Search code examples
regexrtweets

How do I extract hashtags from tweets in R?


I know this question had been asked here and here but there was a small problem when I tried it out:

x<- str_extract("Hello peopllz! My new home is #crazy gr8! #wow", "#\S+")
Error: '\S' is an unrecognized escape in character string starting "#\S"

I changed the regex to "#(.+) ?", "#\\s", but they did not extract the hashtags.

I then tried the gsub way:

x<- gsub("[^#(.+) ?]","","Hello! #London is gr8. #Wow")

It gave: " # . #"

Any ideas where I am going wrong? I'd like my output as a vector/list of all the hashtags in the tweet(without the hashes!)

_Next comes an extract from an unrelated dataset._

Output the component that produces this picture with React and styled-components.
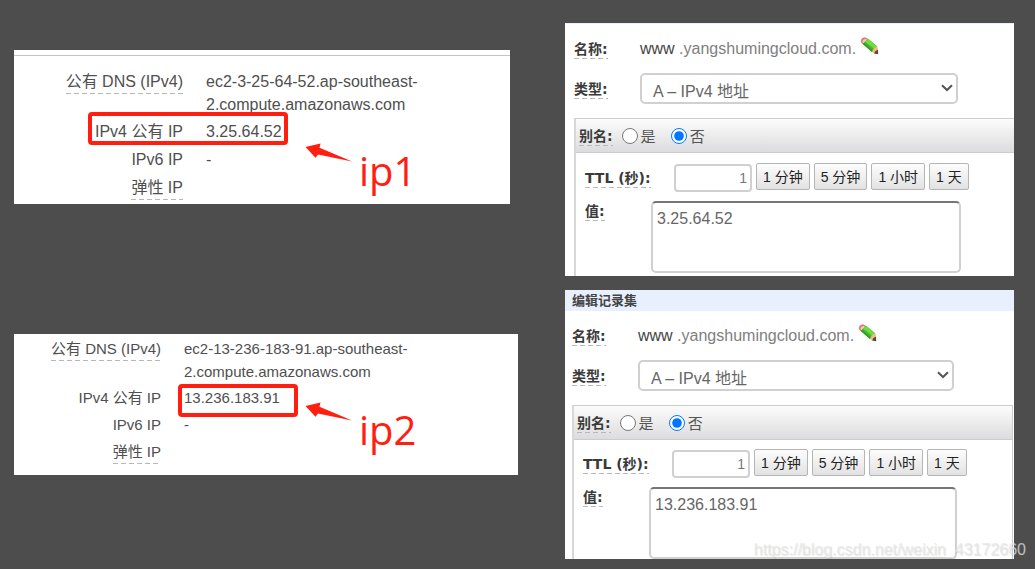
import React, { useId } from "react";
import styled, { createGlobalStyle } from "styled-components";

const GlobalStyle = createGlobalStyle`
  *, *::before, *::after { box-sizing: border-box; }
  body {
    margin: 0;
    background: #4d4d4d;
    color: #4f4f4f;
    font-family: "Liberation Sans", "Noto Sans CJK SC", sans-serif;
    font-size: 16px;
  }
`;

const Page = styled.main`
  position: relative;
  display: grid;
  grid-template-columns: minmax(0, 504fr) minmax(0, 449fr);
  column-gap: 47px;
  align-items: start;
  min-height: 100vh;
  padding: 0 21px 10px 14px;
`;

const Column = styled.div`
  display: flex;
  flex-direction: column;
  gap: ${(p) => p.$gap}px;
  padding-top: ${(p) => p.$top}px;
`;

/* Instance details */

const InfoPanel = styled.section`
  position: relative;
  background: #fff;
  font-size: ${(p) => p.$size}px;
  margin-right: ${(p) => (p.$ruled ? 8 : 0)}px;
  padding: ${(p) => (p.$ruled ? "5px 0 4px" : "0 0 11px")};
`;

const InfoList = styled.dl`
  display: flex;
  flex-direction: column;
  gap: ${(p) => (p.$ruled ? 4 : 3)}px;
  margin: 0;
  padding-top: ${(p) => (p.$ruled ? 14 : 3)}px;
  border-top: ${(p) => (p.$ruled ? "1px solid #c4c4c4" : "none")};
`;

const InfoRow = styled.div`
  position: relative;
  display: grid;
  grid-template-columns: ${(p) => p.$labelWidth}px 230px;
  column-gap: 23px;
  align-items: start;
`;

const dashes = `repeating-linear-gradient(to right, #b8b8b8 0 5px, transparent 5px 8px)`;

const InfoTerm = styled.dt`
  height: 24px;
  text-align: right;
  white-space: nowrap;
`;

const Term = styled.span`
  display: inline-block;
  height: 24px;
  line-height: 24px;
  background: ${(p) => (p.$hint ? `${dashes} left bottom / 100% 1px no-repeat` : "none")};
`;

const InfoValue = styled.dd`
  margin: 0;
  line-height: 23px;
`;

const Highlight = styled.span`
  position: absolute;
  top: ${(p) => (p.$wide ? -8 : -2)}px;
  bottom: ${(p) => (p.$wide ? -1 : -7)}px;
  left: ${(p) => (p.$wide ? 74 : 164)}px;
  width: ${(p) => (p.$wide ? 200 : 120)}px;
  border: 4px solid #ff1e10;
  border-radius: 4px;
`;

const Note = styled.div`
  position: absolute;
  left: 291px;
  top: ${(p) => p.$top}px;
  display: flex;
  gap: 6px;
  color: #ff1e10;
`;

const NoteText = styled.span`
  font: 40px/56px "Open Sans", sans-serif;
`;

function Arrow() {
  return (
    <svg width="48" height="20" viewBox="0 0 48 20" fill="currentColor" aria-hidden="true">
      <path d="M0.5 4 L15.5 0.5 L14.5 4.7 L47 18.4 L13 11.5 L10.5 14.8 Z" />
    </svg>
  );
}

function InstanceInfo({ ruled, labelWidth, dns, ip, note, noteTop, size }) {
  const rows = [
    { term: "公有 DNS (IPv4)", value: dns, hint: true },
    { term: "IPv4 公有 IP", value: ip, marked: true },
    { term: "IPv6 IP", value: "-" },
    { term: "弹性 IP", value: "", hint: true },
  ];
  return (
    <InfoPanel $ruled={ruled} $size={size}>
      <InfoList $ruled={ruled}>
        {rows.map((row) => (
          <InfoRow key={row.term} $labelWidth={labelWidth}>
            <InfoTerm>
              <Term $hint={row.hint}>{row.term}</Term>
            </InfoTerm>
            <InfoValue>
              {row.value}
              {row.marked && <Highlight $wide={ruled} />}
            </InfoValue>
          </InfoRow>
        ))}
      </InfoList>
      <Note $top={noteTop}>
        <Arrow />
        <NoteText>{note}</NoteText>
      </Note>
    </InfoPanel>
  );
}

/* Record set editor */

const RecordPanel = styled.form`
  overflow: hidden;
  background: #fff;
  border-top: ${(p) => (p.$titled ? "none" : "1px solid #e8f0ff")};
`;

const Title = styled.h2`
  margin: 0;
  padding-left: 7px;
  background: #e8f0fe;
  color: #444;
  font: bold 13px/21px "Noto Sans", "Noto Sans CJK SC", sans-serif;
`;

const Fields = styled.div`
  padding: ${(p) => (p.$titled ? "13px 0 0 7px" : "13px 0 0 9px")};
`;

const Field = styled.div`
  display: grid;
  grid-template-columns: 66px minmax(0, 1fr);
  align-items: center;
  margin-bottom: ${(p) => p.$after}px;
  padding-right: ${(p) => p.$end}px;
`;

const Caption = styled.span`
  justify-self: start;
  align-self: ${(p) => (p.$top ? "start" : "center")};
  background: ${dashes} left bottom / 100% 1px no-repeat;
  color: #3a3a3a;
  font: bold 14px/20px "DejaVu Sans", "Noto Sans CJK SC", sans-serif;
  white-space: nowrap;
`;

const NameLine = styled.div`
  display: flex;
  align-items: center;
  height: 24px;
  white-space: pre;
  color: #808080;
`;

const Host = styled.span`
  color: #444;
`;

const IconButton = styled.button`
  display: flex;
  align-self: flex-start;
  margin-left: 4px;
  padding: 0;
  border: 0;
  background: none;
`;

const SelectBox = styled.div`
  position: relative;
  display: flex;
`;

const Select = styled.select`
  appearance: none;
  width: 100%;
  height: 31px;
  padding: 5px 30px 0 11px;
  border: 2px solid #d0d0d0;
  border-radius: 5px;
  background: #fff;
  color: #666;
  font: inherit;
`;

const Chevron = styled.svg`
  position: absolute;
  right: 5px;
  top: 11px;
  pointer-events: none;
`;

const Group = styled.div`
  margin-right: ${(p) => (p.$closed ? 1 : 0)}px;
  border: 1px solid #ccc;
  border-left: 2px solid #d8d8d8;
  border-bottom: 0;
  border-right: ${(p) => (p.$closed ? "1px solid #ccc" : "none")};
`;

const AliasBar = styled.div`
  display: flex;
  align-items: center;
  height: 34px;
  padding-left: 3px;
  border-bottom: 1px solid #ccc;
  background: linear-gradient(#fcfcfc, #dcdcde);
`;

const Choice = styled.label`
  display: flex;
  align-items: center;
  gap: 3px;
  margin-left: ${(p) => (p.$first ? 9 : 15)}px;
  color: #555;
  font-size: 15px;
`;

const Radio = styled.input`
  width: 16px;
  height: 16px;
  margin: 0;
`;

const GroupBody = styled.div`
  display: flex;
  flex-direction: column;
  gap: 9px;
  padding: ${(p) => (p.$closed ? "9px 55px 0 9px" : "10px 53px 3px 9px")};
`;

const Line = styled.div`
  display: grid;
  grid-template-columns: ${(p) => p.$label}px minmax(0, 1fr);
  align-items: center;
`;

const TtlControls = styled.div`
  display: flex;
  align-items: flex-start;
  gap: 4px;
  height: 29px;
`;

const TtlInput = styled.input`
  width: 78px;
  height: 28px;
  margin-top: 1px;
  padding: 0 3px;
  border: 2px solid #d0d0d0;
  border-radius: 4px;
  color: #777;
  font: 14px "Liberation Sans", sans-serif;
  text-align: right;
`;

const Preset = styled.button`
  flex: none;
  height: 27px;
  padding: 0 6px 2px;
  border: 1px solid #b5b5b5;
  border-radius: 2px;
  background: linear-gradient(#fdfdfd, #e2e2e2);
  color: #222;
  font: 14px "Liberation Sans", "Noto Sans CJK SC", sans-serif;
`;

const ValueArea = styled.textarea`
  display: block;
  width: 100%;
  height: 72px;
  padding: 6px 4px;
  border: 2px solid #d0d0d0;
  border-top-color: #767676;
  border-radius: 5px;
  color: #666;
  font: 16px/20px "Liberation Sans", sans-serif;
  resize: none;
`;

function Pencil() {
  return (
    <svg width="20" height="20" viewBox="0 0 20 20" aria-hidden="true">
      <path d="M1.2 5 Q0.8 1 5.2 0.8 L8 2.2 L3.3 7.2 Z" fill="#e87870" stroke="#d8605c" strokeWidth="0.6" strokeLinejoin="round" />
      <path d="M2.5 5 Q2.6 2.4 5.6 2 L7.2 2.8 L3.8 6.2 Z" fill="#e2d2cf" />
      <path d="M2.8 7 L8 1.8 L17.2 9.2 L12 15 Z" fill="#45b82b" />
      <path d="M5.2 4.8 L8 2 L17 9.2 L14.7 11.9 Z" fill="#71dc42" />
      <path d="M2.8 7 L12 15 L13.2 13.7 L4 5.8 Z" fill="#329a25" />
      <path d="M12 15 L13.6 11.4 L17.2 9.2 L18.2 13 L18 17 L14.4 16.8 Z" fill="#f4b982" />
      <path d="M14.2 16.6 L15.4 14 L18 12.8 L18.2 17.2 Z" fill="#514a44" />
    </svg>
  );
}

function RecordSet({ title, value }) {
  const id = useId();
  const titled = Boolean(title);
  const presets = ["1 分钟", "5 分钟", "1 小时", "1 天"];
  return (
    <RecordPanel $titled={titled}>
      {title && <Title>{title}</Title>}
      <Fields $titled={titled}>
        <Field $after={12} $end={0}>
          <Caption>名称:</Caption>
          <NameLine>
            <Host>www </Host>
            .yangshumingcloud.com.
            <IconButton type="button" aria-label="编辑">
              <Pencil />
            </IconButton>
          </NameLine>
        </Field>
        <Field $after={14} $end={titled ? 60 : 56}>
          <Caption as="label" htmlFor={`${id}-type`}>类型:</Caption>
          <SelectBox>
            <Select id={`${id}-type`} defaultValue="A">
              <option value="A">A – IPv4 地址</option>
            </Select>
            <Chevron width="12" height="8" viewBox="0 0 12 8" fill="none" stroke="#555" strokeWidth="2">
              <path d="M1 1.2 L6 6 L11 1.2" />
            </Chevron>
          </SelectBox>
        </Field>
        <Group $closed={titled}>
          <AliasBar role="radiogroup" aria-label="别名">
            <Caption>别名:</Caption>
            <Choice $first>
              <Radio type="radio" name={`${id}-alias`} />是
            </Choice>
            <Choice>
              <Radio type="radio" name={`${id}-alias`} defaultChecked />否
            </Choice>
          </AliasBar>
          <GroupBody $closed={titled}>
            <Line $label={89}>
              <Caption as="label" htmlFor={`${id}-ttl`}>TTL (秒):</Caption>
              <TtlControls>
                <TtlInput id={`${id}-ttl`} type="text" defaultValue="1" />
                {presets.map((label) => (
                  <Preset key={label} type="button">{label}</Preset>
                ))}
              </TtlControls>
            </Line>
            <Line $label={66}>
              <Caption as="label" htmlFor={`${id}-value`} $top>值:</Caption>
              <ValueArea id={`${id}-value`} defaultValue={value} />
            </Line>
          </GroupBody>
        </Group>
      </Fields>
    </RecordPanel>
  );
}

const Watermark = styled.span`
  position: absolute;
  right: 9px;
  bottom: 10px;
  color: rgba(228, 228, 228, 0.75);
  font-size: 16px;
  line-height: 18px;
  text-shadow: 1px 1px 1px rgba(120, 120, 120, 0.2);
  pointer-events: none;
`;

export default function App() {
  return (
    <>
      <GlobalStyle />
      <Page>
        <Column $top={50} $gap={130}>
          <InstanceInfo
            ruled
            size={16}
            labelWidth={169}
            dns="ec2-3-25-64-52.ap-southeast-2.compute.amazonaws.com"
            ip="3.25.64.52"
            note="ip1"
            noteTop={93}
          />
          <InstanceInfo
            size={15}
            labelWidth={147}
            dns="ec2-13-236-183-91.ap-southeast-2.compute.amazonaws.com"
            ip="13.236.183.91"
            note="ip2"
            noteTop={68}
          />
        </Column>
        <Column $top={23} $gap={14}>
          <RecordSet value="3.25.64.52" />
          <RecordSet title="编辑记录集" value="13.236.183.91" />
        </Column>
        <Watermark>https://blog.csdn.net/weixin_43172660</Watermark>
      </Page>
    </>
  );
}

Edit: I would prefer not tokenizing the tweet, because: 1. I am not tokenizing the tweets for the rest of my program, 2. It would become a very expensive step were I to scale it to handle large volumes of tweets.


Solution

  • Use "#\\S+" instead of "#\S+".

    str_extract_all("Hello peopllz! My new home is #crazy gr8! #wow", "#\\S+")
    # [[1]]
    # [1] "#crazy" "#wow"  
    

    There are two levels of parsing going on here. Before the low level regexp function within str_extract gets the pattern you want to search for (i.e. "#\S+") it is first parsed by R. R does not recognize \S as a valid escape character and throws an error. By escaping the slash with \\ you tell R to pass the \ and S as two normal characters to the regexp function, instead of interpreting it as one escape character.

    Side track

    This can produce rather bizarre expressions. Imagine that you have a list of addresses to computers on a windows network on the form of "\\computer". To search for it you would need to type str_extract(adr, "\\\\\\w+") which would turn into "\\\w+" internally and then search for.